Drop the images; return everything else in the listing below exactly.

→ **Dataset section**
=-=-=

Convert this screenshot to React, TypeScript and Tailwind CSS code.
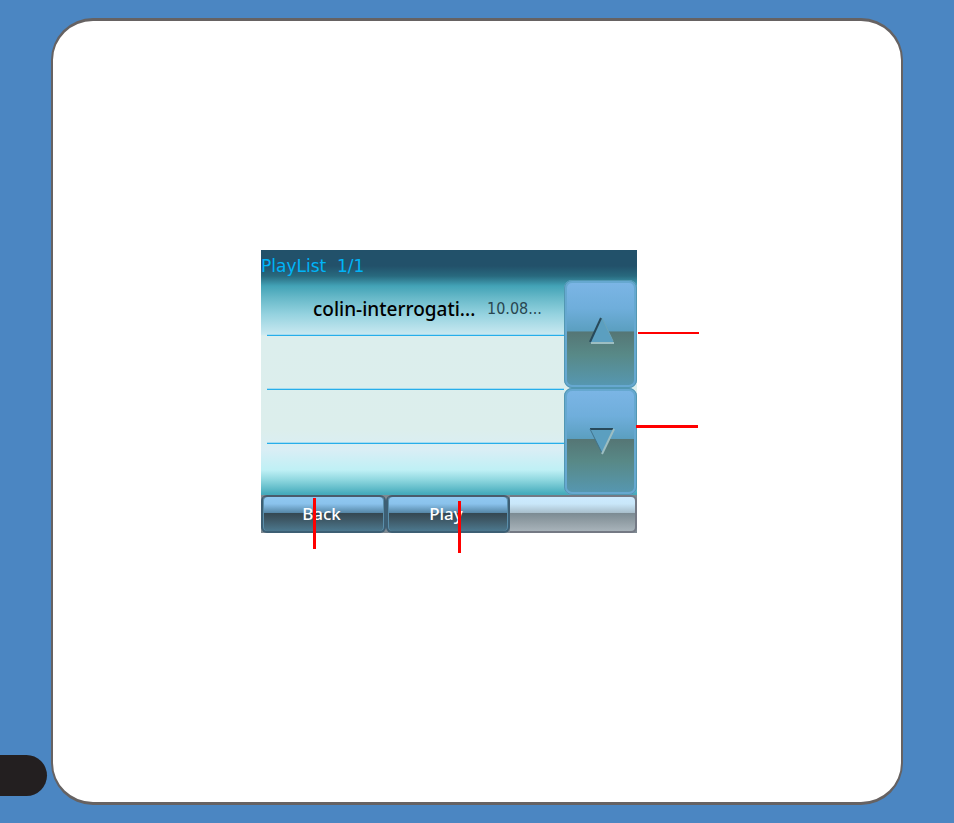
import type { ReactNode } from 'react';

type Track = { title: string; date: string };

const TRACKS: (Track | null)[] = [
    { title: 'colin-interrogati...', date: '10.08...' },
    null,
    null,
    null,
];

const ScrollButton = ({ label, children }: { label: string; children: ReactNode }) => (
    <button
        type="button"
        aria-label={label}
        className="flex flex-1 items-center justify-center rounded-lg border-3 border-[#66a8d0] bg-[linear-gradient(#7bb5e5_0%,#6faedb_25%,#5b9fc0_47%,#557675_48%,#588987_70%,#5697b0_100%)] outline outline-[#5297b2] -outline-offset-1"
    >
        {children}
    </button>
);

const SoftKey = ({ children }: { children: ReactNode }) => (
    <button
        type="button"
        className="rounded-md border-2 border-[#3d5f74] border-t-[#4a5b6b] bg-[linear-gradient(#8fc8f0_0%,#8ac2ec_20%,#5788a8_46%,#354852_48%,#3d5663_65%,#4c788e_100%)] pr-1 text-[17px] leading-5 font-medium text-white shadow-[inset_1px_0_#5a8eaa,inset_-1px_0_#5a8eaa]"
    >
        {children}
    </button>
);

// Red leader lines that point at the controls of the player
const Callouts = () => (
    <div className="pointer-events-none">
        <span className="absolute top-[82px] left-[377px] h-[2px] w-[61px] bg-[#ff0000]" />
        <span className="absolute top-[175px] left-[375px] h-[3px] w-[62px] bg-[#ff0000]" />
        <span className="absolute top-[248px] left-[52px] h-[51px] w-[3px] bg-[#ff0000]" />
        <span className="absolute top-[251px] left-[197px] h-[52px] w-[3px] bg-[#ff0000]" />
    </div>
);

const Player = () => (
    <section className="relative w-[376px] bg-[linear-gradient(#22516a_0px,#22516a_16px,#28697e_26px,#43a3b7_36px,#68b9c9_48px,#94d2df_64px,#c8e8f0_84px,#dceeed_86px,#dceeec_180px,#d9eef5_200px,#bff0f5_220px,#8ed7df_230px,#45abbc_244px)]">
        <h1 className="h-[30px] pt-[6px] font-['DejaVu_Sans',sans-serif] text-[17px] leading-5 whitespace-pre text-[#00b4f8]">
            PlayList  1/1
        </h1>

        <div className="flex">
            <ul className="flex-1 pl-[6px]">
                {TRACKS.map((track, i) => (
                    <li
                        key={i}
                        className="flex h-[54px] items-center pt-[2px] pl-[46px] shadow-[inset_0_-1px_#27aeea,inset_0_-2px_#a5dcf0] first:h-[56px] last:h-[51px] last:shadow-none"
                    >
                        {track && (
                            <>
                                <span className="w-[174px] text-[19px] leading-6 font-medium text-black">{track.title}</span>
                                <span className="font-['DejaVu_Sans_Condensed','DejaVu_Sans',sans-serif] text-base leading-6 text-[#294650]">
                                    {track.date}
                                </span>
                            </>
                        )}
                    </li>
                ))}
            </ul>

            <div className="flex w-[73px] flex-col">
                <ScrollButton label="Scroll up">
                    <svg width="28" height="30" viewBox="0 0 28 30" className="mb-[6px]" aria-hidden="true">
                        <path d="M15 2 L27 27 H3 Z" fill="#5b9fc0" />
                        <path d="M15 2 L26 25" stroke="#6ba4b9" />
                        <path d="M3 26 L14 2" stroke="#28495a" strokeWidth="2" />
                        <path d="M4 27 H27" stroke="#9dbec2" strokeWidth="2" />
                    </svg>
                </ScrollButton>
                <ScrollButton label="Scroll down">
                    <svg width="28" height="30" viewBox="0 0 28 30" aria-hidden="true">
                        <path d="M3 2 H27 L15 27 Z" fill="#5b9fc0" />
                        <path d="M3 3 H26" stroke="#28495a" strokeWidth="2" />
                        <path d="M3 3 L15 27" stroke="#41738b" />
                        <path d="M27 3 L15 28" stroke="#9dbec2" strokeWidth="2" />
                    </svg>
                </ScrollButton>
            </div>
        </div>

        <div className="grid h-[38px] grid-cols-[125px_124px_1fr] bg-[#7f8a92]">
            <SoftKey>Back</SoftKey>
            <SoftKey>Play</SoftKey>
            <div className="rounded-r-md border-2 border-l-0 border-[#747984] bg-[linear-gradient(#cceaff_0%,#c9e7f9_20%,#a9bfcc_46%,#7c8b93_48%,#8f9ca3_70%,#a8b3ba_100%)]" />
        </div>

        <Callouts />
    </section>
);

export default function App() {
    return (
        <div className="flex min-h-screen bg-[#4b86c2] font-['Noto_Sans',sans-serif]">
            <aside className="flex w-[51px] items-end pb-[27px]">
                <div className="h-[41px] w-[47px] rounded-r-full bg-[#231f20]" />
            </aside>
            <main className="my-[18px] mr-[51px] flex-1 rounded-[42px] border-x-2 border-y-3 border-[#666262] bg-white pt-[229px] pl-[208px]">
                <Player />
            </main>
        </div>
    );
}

=-=-=

→ **Solution to the exercise**
Convert this screenshot to React, TypeScript and Tailwind CSS code.
import type { ReactNode } from 'react';

type Track = { title: string; date: string };

const TRACKS: (Track | null)[] = [
    { title: 'colin-interrogati...', date: '10.08...' },
    null,
    null,
    null,
];

const ScrollButton = ({ label, children }: { label: string; children: ReactNode }) => (
    <button
        type="button"
        aria-label={label}
        className="flex flex-1 items-center justify-center rounded-lg border-3 border-[#66a8d0] bg-[linear-gradient(#7bb5e5_0%,#6faedb_25%,#5b9fc0_47%,#557675_48%,#588987_70%,#5697b0_100%)] outline outline-[#5297b2] -outline-offset-1"
    >
        {children}
    </button>
);

const SoftKey = ({ children }: { children: ReactNode }) => (
    <button
        type="button"
        className="rounded-md border-2 border-[#3d5f74] border-t-[#4a5b6b] bg-[linear-gradient(#8fc8f0_0%,#8ac2ec_20%,#5788a8_46%,#354852_48%,#3d5663_65%,#4c788e_100%)] pr-1 text-[17px] leading-5 font-medium text-white shadow-[inset_1px_0_#5a8eaa,inset_-1px_0_#5a8eaa]"
    >
        {children}
    </button>
);

// Red leader lines that point at the controls of the player
const Callouts = () => (
    <div className="pointer-events-none">
        <span className="absolute top-[82px] left-[377px] h-[2px] w-[61px] bg-[#ff0000]" />
        <span className="absolute top-[175px] left-[375px] h-[3px] w-[62px] bg-[#ff0000]" />
        <span className="absolute top-[248px] left-[52px] h-[51px] w-[3px] bg-[#ff0000]" />
        <span className="absolute top-[251px] left-[197px] h-[52px] w-[3px] bg-[#ff0000]" />
    </div>
);

const Player = () => (
    <section className="relative w-[376px] bg-[linear-gradient(#22516a_0px,#22516a_16px,#28697e_26px,#43a3b7_36px,#68b9c9_48px,#94d2df_64px,#c8e8f0_84px,#dceeed_86px,#dceeec_180px,#d9eef5_200px,#bff0f5_220px,#8ed7df_230px,#45abbc_244px)]">
        <h1 className="h-[30px] pt-[6px] font-['DejaVu_Sans',sans-serif] text-[17px] leading-5 whitespace-pre text-[#00b4f8]">
            PlayList  1/1
        </h1>

        <div className="flex">
            <ul className="flex-1 pl-[6px]">
                {TRACKS.map((track, i) => (
                    <li
                        key={i}
                        className="flex h-[54px] items-center pt-[2px] pl-[46px] shadow-[inset_0_-1px_#27aeea,inset_0_-2px_#a5dcf0] first:h-[56px] last:h-[51px] last:shadow-none"
                    >
                        {track && (
                            <>
                                <span className="w-[174px] text-[19px] leading-6 font-medium text-black">{track.title}</span>
                                <span className="font-['DejaVu_Sans_Condensed','DejaVu_Sans',sans-serif] text-base leading-6 text-[#294650]">
                                    {track.date}
                                </span>
                            </>
                        )}
                    </li>
                ))}
            </ul>

            <div className="flex w-[73px] flex-col">
                <ScrollButton label="Scroll up">
                    <svg width="28" height="30" viewBox="0 0 28 30" className="mb-[6px]" aria-hidden="true">
                        <path d="M15 2 L27 27 H3 Z" fill="#5b9fc0" />
                        <path d="M15 2 L26 25" stroke="#6ba4b9" />
                        <path d="M3 26 L14 2" stroke="#28495a" strokeWidth="2" />
                        <path d="M4 27 H27" stroke="#9dbec2" strokeWidth="2" />
                    </svg>
                </ScrollButton>
                <ScrollButton label="Scroll down">
                    <svg width="28" height="30" viewBox="0 0 28 30" aria-hidden="true">
                        <path d="M3 2 H27 L15 27 Z" fill="#5b9fc0" />
                        <path d="M3 3 H26" stroke="#28495a" strokeWidth="2" />
                        <path d="M3 3 L15 27" stroke="#41738b" />
                        <path d="M27 3 L15 28" stroke="#9dbec2" strokeWidth="2" />
                    </svg>
                </ScrollButton>
            </div>
        </div>

        <div className="grid h-[38px] grid-cols-[125px_124px_1fr] bg-[#7f8a92]">
            <SoftKey>Back</SoftKey>
            <SoftKey>Play</SoftKey>
            <div className="rounded-r-md border-2 border-l-0 border-[#747984] bg-[linear-gradient(#cceaff_0%,#c9e7f9_20%,#a9bfcc_46%,#7c8b93_48%,#8f9ca3_70%,#a8b3ba_100%)]" />
        </div>

        <Callouts />
    </section>
);

export default function App() {
    return (
        <div className="flex min-h-screen bg-[#4b86c2] font-['Noto_Sans',sans-serif]">
            <aside className="flex w-[51px] items-end pb-[27px]">
                <div className="h-[41px] w-[47px] rounded-r-full bg-[#231f20]" />
            </aside>
            <main className="my-[18px] mr-[51px] flex-1 rounded-[42px] border-x-2 border-y-3 border-[#666262] bg-white pt-[229px] pl-[208px]">
                <Player />
            </main>
        </div>
    );
}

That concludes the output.